Israel's 'magic trick'

July 29, 1983

The Palestinians and the Israelis are each supremely aware of the existence of the other. Yet each has difficulty with this reality and has denied the legitimacy of the other's claim to a part of Palestine.

Whether or not a new policy direction will result from the power struggle now going on within the PLO remains to be seen. But for its part the government of Israel is developing a plan to make the Palestine problem go away. Prime Minister Begin intends to define the Palestine refugees out of existence.

Previewed in a little-noticed speech by Israel Ambassador Aryeh Levin to the Special Political Committee of the United Nations last November, this rationale was confirmed to me in Jerusalem by a senior official in Prime Minister Begin's office, Nadav Anner, and by the head of the Foreign Ministry's Division for Political Affairs at the United Nations, Shamay Cahana, although both officials said they were speaking ''personally.''

''We are trying to build a new approach to the refugees,'' Anner said, ''by not referring to the 'Palestine problem' but just to its social and economic aspects.''

The new elements and retreaded arguments of this rationale are:

* Palestinians are not refugees, only Arabs who moved to another part of Arabia.

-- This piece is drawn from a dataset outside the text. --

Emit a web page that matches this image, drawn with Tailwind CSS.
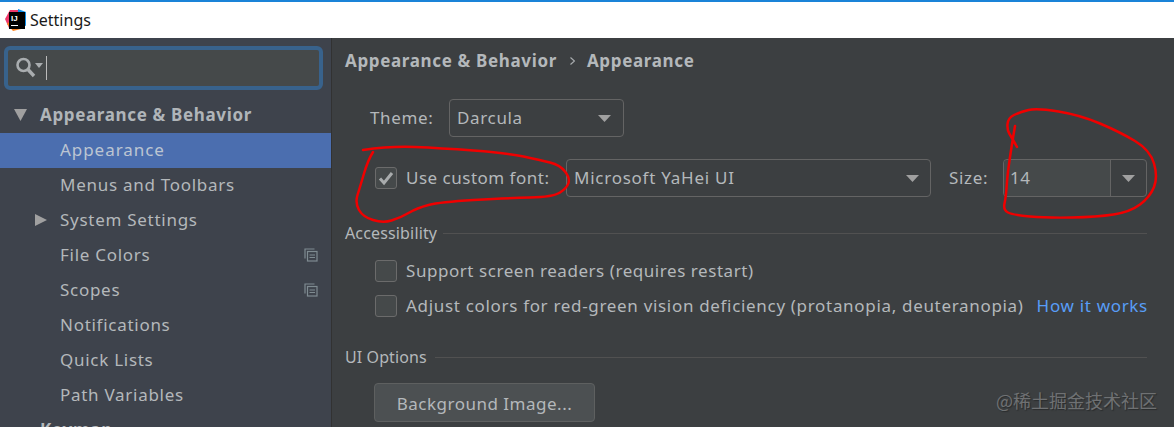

* Palestinians are no longer refugees if they have made money and homes outside refugee camps.

* Refugees often cannot be distinguished from nonrefugees because many refugees are Jordanian citizens or hold travel documents from other countries.

* Palestinians remain refugees only because Arab countries have refused to accept them and UNRWA (the United Nations Relief and Works Agency for Palestine Refugees) has kept the issue alive.

* Refugees from Palestine and Jewish refugees from Arab countries have canceled each other out in ''an exchange of populations.''

A further element of the government's plan, Anner said, is to rehouse outside camps refugees from 1948 still living in West Bank refugee camps. Humanitarian and innocent appearing, this program (patterned after one existing in Gaza) can be expected to result in a claim that rehoused Palestinians are no longer refugees.

Palestinians are refugees, said Israeli historian Ari Plascov, because they consider themselves refugees. Any Palestinian old enough to speak can tell you where his, his father's, or his grandfather's ancestral home was in Palestine. Palestinians who have succeeded economically, socially, professionally, and carry another nation's passport are no less refugees than Jews who for centuries made that thrillingly evocative promise ''Next year in Jerusalem'' and who have built Israel. The Palestinians' desire to preserve their refugee status all along has been as great as any Arab governments' - and Palestinian nationalist fervor is now far greater than Arab support for it. Leaving aside the half truths in the exchange of populations argument, at least Jews in Arab countries had a national home to go to.

Golda Meir's famous remark that the Palestinian people do not exist ''was not a slip of the tongue,'' Cahana said to me. ''We have not deprived a separate people of their right to national being,'' he added. One need look no deeper for the philosophical origins of the Begin plan. Indeed, Begin rejected the 1948 partition as illegal, he said in his autobiography, because: ''Eretz Israel will be restored to the people of Israel. All of it. And forever.''

Defining the refugees out of existence is simply the Israeli government's way of removing one of the last impediments to absorbing the West Bank and Gaza. This could also support a government claim that there is no need for UNRWA, which is witness to Israeli oppression of Palestinians in the occupied territories.

The well-known foreign policy reason for the United States not accepting Israel's magic trick still holds true: Grave damage to US interests would result. But there are other reasons as compelling.

* Palestinians deserve justice, a state in Palestine, just as Jews received justice when Israel was established.

* Absorbing the West Bank and Gaza, with 1.3 million Palestinians, will result in at least the moral destruction of Israel. The US must not be an accomplice.

In a world shallow with calculation, the US must exhibit a passion for the right.